• Do this: Pictures do not belong in your copy. Repeat all the other data exactly.

== Collected material ==

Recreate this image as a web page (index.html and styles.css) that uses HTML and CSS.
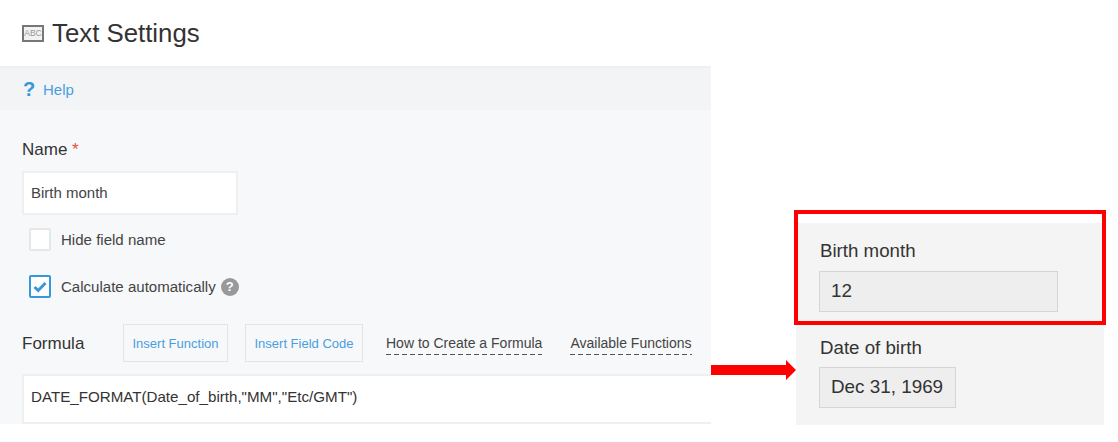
FILE: index.html
```html
<!DOCTYPE html>
<html lang="en">
<head>
  <meta charset="UTF-8">
  <title>Text Settings</title>
  <link rel="stylesheet" href="styles.css">
</head>

<body>
  <div class="page">
    <div class="settings">
      <div class="title-bar">
        <span class="abc-icon">ABC</span>
        <h1>Text Settings</h1>
      </div>

      <div class="help-bar">
        <span class="help-mark">?</span>
        <a class="help-link">Help</a>
      </div>

      <form class="form">
        <label class="field-label">Name <span class="required">*</span></label>
        <div class="name-input">Birth month</div>

        <div class="check-row">
          <span class="checkbox"></span>
          <span>Hide field name</span>
        </div>

        <div class="check-row check-row-second">
          <span class="checkbox checked">
            <svg width="16" height="14" viewBox="0 0 16 14">
              <path d="M2.5 7 L6.2 10.5 L13.5 3" fill="none" stroke="#3498db" stroke-width="3"/>
            </svg>
          </span>
          <span>Calculate automatically</span>
          <span class="hint">?</span>
        </div>

        <div class="formula-row">
          <label class="field-label">Formula</label>
          <button type="button" class="insert-btn btn-function">Insert Function</button>
          <button type="button" class="insert-btn btn-code">Insert Field Code</button>
          <a class="doc-link link-how">How to Create a Formula</a>
          <a class="doc-link link-available">Available Functions</a>
        </div>

        <div class="formula-input">DATE_FORMAT(Date_of_birth,"MM","Etc/GMT")</div>
      </form>
    </div>

    <div class="preview">
      <div class="preview-field">
        <div class="preview-label">Birth month</div>
        <div class="preview-value value-month">12</div>
      </div>
      <div class="preview-field field-date">
        <div class="preview-label">Date of birth</div>
        <div class="preview-value value-date">Dec 31, 1969</div>
      </div>
    </div>

    <div class="red-box"></div>
    <svg class="red-arrow" width="85" height="20" viewBox="0 0 85 20">
      <path d="M0 5 H75 V0 L85 10 L75 20 V15 H0 Z" fill="#ff0000"/>
    </svg>
  </div>
</body>
</html>
```

FILE: styles.css
```css
* {
  box-sizing: border-box;
  font-family: "Liberation Sans", Arial, sans-serif;
}
body {
  margin: 0;
  padding: 0;
  background: #fff;
  color: #333;
}
.page {
  position: relative;
  display: flex;
  align-items: flex-start;
  height: 442px;
}
.settings {
  width: 711px;
  flex-shrink: 0;
}

.title-bar {
  display: flex;
  align-items: center;
  gap: 8px;
  height: 68px;
  padding: 0 22px;
  border-bottom: 2px solid #eeeff0;
}
h1 {
  margin: 0;
  font-size: 25.8px;
  font-weight: normal;
  color: #333;
}
.abc-icon {
  width: 22px;
  height: 17px;
  border: 2px solid #777;
  background: #f2f2f2;
  color: #999;
  font-size: 8.5px;
  line-height: 13px;
  text-align: center;
}

.help-bar {
  display: flex;
  align-items: center;
  gap: 8px;
  height: 42px;
  padding-left: 23px;
  background: #f3f4f6;
}
.help-mark {
  color: #3498db;
  font-size: 20px;
  font-weight: bold;
  width: 12px;
}
.help-link {
  color: #4a9ee0;
  font-size: 15px;
}

.form {
  height: 314px;
  padding-top: 30px;
  background: #f7f8fa;
}
.field-label {
  display: block;
  margin-left: 22px;
  font-size: 17px;
  line-height: 20px;
  color: #333;
}
.required {
  color: #e74c3c;
}
.name-input {
  width: 216px;
  height: 44px;
  margin: 11px 0 0 22px;
  padding-left: 7px;
  background: #fff;
  border: 2px solid #eeeff0;
  font-size: 15px;
  line-height: 40px;
  color: #444;
}

.check-row {
  display: flex;
  align-items: center;
  gap: 10px;
  height: 23px;
  margin: 13px 0 0 29px;
  font-size: 15.05px;
  color: #444;
}
.check-row-second {
  margin-top: 24px;
}
.checkbox {
  display: flex;
  align-items: center;
  justify-content: center;
  width: 22px;
  height: 23px;
  background: #fff;
  border: 2px solid #e6e7e9;
  border-radius: 2px;
}
.checkbox.checked {
  border-color: #3498db;
}
.hint {
  width: 18px;
  height: 18px;
  margin-left: -5px;
  border-radius: 50%;
  background: #999;
  color: #fff;
  font-size: 13px;
  font-weight: bold;
  line-height: 18px;
  text-align: center;
}

.formula-row {
  display: flex;
  align-items: center;
  height: 38px;
  margin-top: 26px;
}
.formula-row .field-label {
  width: 101px;
  flex-shrink: 0;
  padding-top: 2px;
}
.insert-btn {
  height: 38px;
  padding: 0;
  background: #f7f8fa;
  border: 1px solid #e3e4e6;
  color: #4a9ee0;
  font-size: 13px;
}
.btn-function {
  width: 105px;
  margin-right: 17px;
}
.btn-code {
  width: 118px;
  margin-right: 23px;
}
.doc-link {
  margin-top: 3px;
  padding-bottom: 4px;
  background: repeating-linear-gradient(to right, #555 0 5px, transparent 5px 8px) left bottom / 100% 1px no-repeat;
  color: #444;
  font-size: 14px;
  white-space: nowrap;
}
.link-how {
  margin-right: 28px;
}

.formula-input {
  height: 50px;
  margin: 12px 0 0 22px;
  padding: 11px 0 0 7px;
  background: #fff;
  border: 2px solid #eeeff0;
  border-right: none;
  font-size: 15.15px;
  line-height: 20px;
  color: #333;
}

.preview {
  width: 308px;
  height: 202px;
  margin: 223px 0 0 85px;
  padding: 17px 23px 0;
  background: #f4f4f4;
}
.preview-label {
  padding-left: 1px;
  font-size: 18.7px;
  line-height: 22px;
  color: #333;
}
.preview-value {
  height: 41px;
  margin-top: 9px;
  padding-left: 11px;
  background: #eee;
  border: 1px solid #d5d5d5;
  font-size: 18.85px;
  line-height: 37px;
  color: #333;
}
.value-month {
  width: 239px;
}
.value-date {
  width: 137px;
}
.field-date {
  margin-top: 25px;
}
.field-date .preview-value {
  margin-top: 8px;
}

/* annotations drawn over the screenshot */
.red-box {
  position: absolute;
  left: 794px;
  top: 210px;
  width: 312px;
  height: 115px;
  border: 4px solid #ff0000;
}
.red-arrow {
  position: absolute;
  left: 711px;
  top: 360px;
}
```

===

• Written reply:
Recreate this image as a web page (index.html and styles.css) that uses HTML and CSS.
FILE: index.html
```html
<!DOCTYPE html>
<html lang="en">
<head>
  <meta charset="UTF-8">
  <title>Text Settings</title>
  <link rel="stylesheet" href="styles.css">
</head>

<body>
  <div class="page">
    <div class="settings">
      <div class="title-bar">
        <span class="abc-icon">ABC</span>
        <h1>Text Settings</h1>
      </div>

      <div class="help-bar">
        <span class="help-mark">?</span>
        <a class="help-link">Help</a>
      </div>

      <form class="form">
        <label class="field-label">Name <span class="required">*</span></label>
        <div class="name-input">Birth month</div>

        <div class="check-row">
          <span class="checkbox"></span>
          <span>Hide field name</span>
        </div>

        <div class="check-row check-row-second">
          <span class="checkbox checked">
            <svg width="16" height="14" viewBox="0 0 16 14">
              <path d="M2.5 7 L6.2 10.5 L13.5 3" fill="none" stroke="#3498db" stroke-width="3"/>
            </svg>
          </span>
          <span>Calculate automatically</span>
          <span class="hint">?</span>
        </div>

        <div class="formula-row">
          <label class="field-label">Formula</label>
          <button type="button" class="insert-btn btn-function">Insert Function</button>
          <button type="button" class="insert-btn btn-code">Insert Field Code</button>
          <a class="doc-link link-how">How to Create a Formula</a>
          <a class="doc-link link-available">Available Functions</a>
        </div>

        <div class="formula-input">DATE_FORMAT(Date_of_birth,"MM","Etc/GMT")</div>
      </form>
    </div>

    <div class="preview">
      <div class="preview-field">
        <div class="preview-label">Birth month</div>
        <div class="preview-value value-month">12</div>
      </div>
      <div class="preview-field field-date">
        <div class="preview-label">Date of birth</div>
        <div class="preview-value value-date">Dec 31, 1969</div>
      </div>
    </div>

    <div class="red-box"></div>
    <svg class="red-arrow" width="85" height="20" viewBox="0 0 85 20">
      <path d="M0 5 H75 V0 L85 10 L75 20 V15 H0 Z" fill="#ff0000"/>
    </svg>
  </div>
</body>
</html>
```

FILE: styles.css
```css
* {
  box-sizing: border-box;
  font-family: "Liberation Sans", Arial, sans-serif;
}
body {
  margin: 0;
  padding: 0;
  background: #fff;
  color: #333;
}
.page {
  position: relative;
  display: flex;
  align-items: flex-start;
  height: 442px;
}
.settings {
  width: 711px;
  flex-shrink: 0;
}

.title-bar {
  display: flex;
  align-items: center;
  gap: 8px;
  height: 68px;
  padding: 0 22px;
  border-bottom: 2px solid #eeeff0;
}
h1 {
  margin: 0;
  font-size: 25.8px;
  font-weight: normal;
  color: #333;
}
.abc-icon {
  width: 22px;
  height: 17px;
  border: 2px solid #777;
  background: #f2f2f2;
  color: #999;
  font-size: 8.5px;
  line-height: 13px;
  text-align: center;
}

.help-bar {
  display: flex;
  align-items: center;
  gap: 8px;
  height: 42px;
  padding-left: 23px;
  background: #f3f4f6;
}
.help-mark {
  color: #3498db;
  font-size: 20px;
  font-weight: bold;
  width: 12px;
}
.help-link {
  color: #4a9ee0;
  font-size: 15px;
}

.form {
  height: 314px;
  padding-top: 30px;
  background: #f7f8fa;
}
.field-label {
  display: block;
  margin-left: 22px;
  font-size: 17px;
  line-height: 20px;
  color: #333;
}
.required {
  color: #e74c3c;
}
.name-input {
  width: 216px;
  height: 44px;
  margin: 11px 0 0 22px;
  padding-left: 7px;
  background: #fff;
  border: 2px solid #eeeff0;
  font-size: 15px;
  line-height: 40px;
  color: #444;
}

.check-row {
  display: flex;
  align-items: center;
  gap: 10px;
  height: 23px;
  margin: 13px 0 0 29px;
  font-size: 15.05px;
  color: #444;
}
.check-row-second {
  margin-top: 24px;
}
.checkbox {
  display: flex;
  align-items: center;
  justify-content: center;
  width: 22px;
  height: 23px;
  background: #fff;
  border: 2px solid #e6e7e9;
  border-radius: 2px;
}
.checkbox.checked {
  border-color: #3498db;
}
.hint {
  width: 18px;
  height: 18px;
  margin-left: -5px;
  border-radius: 50%;
  background: #999;
  color: #fff;
  font-size: 13px;
  font-weight: bold;
  line-height: 18px;
  text-align: center;
}

.formula-row {
  display: flex;
  align-items: center;
  height: 38px;
  margin-top: 26px;
}
.formula-row .field-label {
  width: 101px;
  flex-shrink: 0;
  padding-top: 2px;
}
.insert-btn {
  height: 38px;
  padding: 0;
  background: #f7f8fa;
  border: 1px solid #e3e4e6;
  color: #4a9ee0;
  font-size: 13px;
}
.btn-function {
  width: 105px;
  margin-right: 17px;
}
.btn-code {
  width: 118px;
  margin-right: 23px;
}
.doc-link {
  margin-top: 3px;
  padding-bottom: 4px;
  background: repeating-linear-gradient(to right, #555 0 5px, transparent 5px 8px) left bottom / 100% 1px no-repeat;
  color: #444;
  font-size: 14px;
  white-space: nowrap;
}
.link-how {
  margin-right: 28px;
}

.formula-input {
  height: 50px;
  margin: 12px 0 0 22px;
  padding: 11px 0 0 7px;
  background: #fff;
  border: 2px solid #eeeff0;
  border-right: none;
  font-size: 15.15px;
  line-height: 20px;
  color: #333;
}

.preview {
  width: 308px;
  height: 202px;
  margin: 223px 0 0 85px;
  padding: 17px 23px 0;
  background: #f4f4f4;
}
.preview-label {
  padding-left: 1px;
  font-size: 18.7px;
  line-height: 22px;
  color: #333;
}
.preview-value {
  height: 41px;
  margin-top: 9px;
  padding-left: 11px;
  background: #eee;
  border: 1px solid #d5d5d5;
  font-size: 18.85px;
  line-height: 37px;
  color: #333;
}
.value-month {
  width: 239px;
}
.value-date {
  width: 137px;
}
.field-date {
  margin-top: 25px;
}
.field-date .preview-value {
  margin-top: 8px;
}

/* annotations drawn over the screenshot */
.red-box {
  position: absolute;
  left: 794px;
  top: 210px;
  width: 312px;
  height: 115px;
  border: 4px solid #ff0000;
}
.red-arrow {
  position: absolute;
  left: 711px;
  top: 360px;
}
```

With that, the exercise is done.